The case involved a FOIA request directed to the U.S. Department of Agriculture (USDA) seeking the identities of all retail entities that participate in USDA’s food stamp program (Supplemental Nutrition Assistance Program [SNAP]), as well as each store’s SNAP redemption data for a five-year period. When USDA invoked Exemption 4, the plaintiff sued to compel release of the data. A federal district court and the Eighth Circuit Court of Appeals subsequently ordered USDA to disclose the data, ruling that there would be no “substantial competitive harm” to the retail entities.

The Supreme Court reversed, ruling that the “substantial competitive harm” standard had no basis in FOIA’s statutory text. Instead, the Court looked to the ordinary, contemporary meaning of the word “confidential” at the time Congress enacted FOIA. In doing so, the Court ruled that, “where commercial or financial information is both customarily and actually treated as private by its owner and provided to the government under an assurance of privacy, the information is ‘confidential’ within the meaning of Exemption 4” of FOIA.

What This Means for Employers

The ruling appears to create a two-part test to satisfy Exemption 4. First, the information must be kept private. In other words, an employer probably could not make information publicly available via other outlets and then claim that it should have been kept free from disclosure under the exemption. Second, the information must be provided to the government “under an assurance of privacy.”

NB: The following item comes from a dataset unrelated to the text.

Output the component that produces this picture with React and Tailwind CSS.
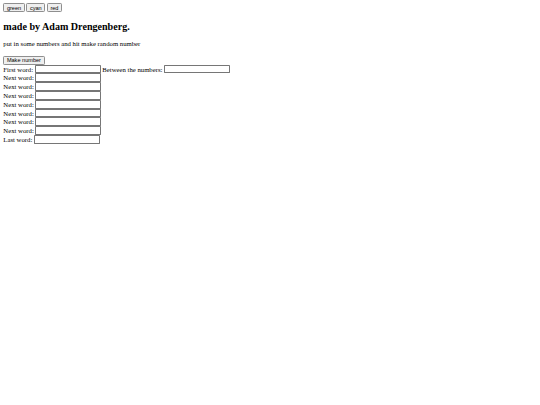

It is not clear what this second component actually means. Take, for example, the recently resuscitated requirement for employers to include wage-and-hours-worked data about their employees as part of the EEO-1 report. The EEO-1 is shared by both the Equal Employment Opportunity Commission, which is statutorily prohibited from disclosing the reports, and the Office of Federal Contract Compliance Programs (OFCCP), which is under no similar prohibition. EEO-1 reports filed by federal contractors are therefore subject to FOIA requests directed to OFCCP, which has generally invoked Exemption 4 in the past. Many employers keep wage and salary information private, but what “assurance of privacy” do employers have from OFCCP that the agency will not disclose the reports? Employers might consider adding a disclaimer to their EEO-1 filings noting that the information contained therein is private and they expect the agency to treat it as such.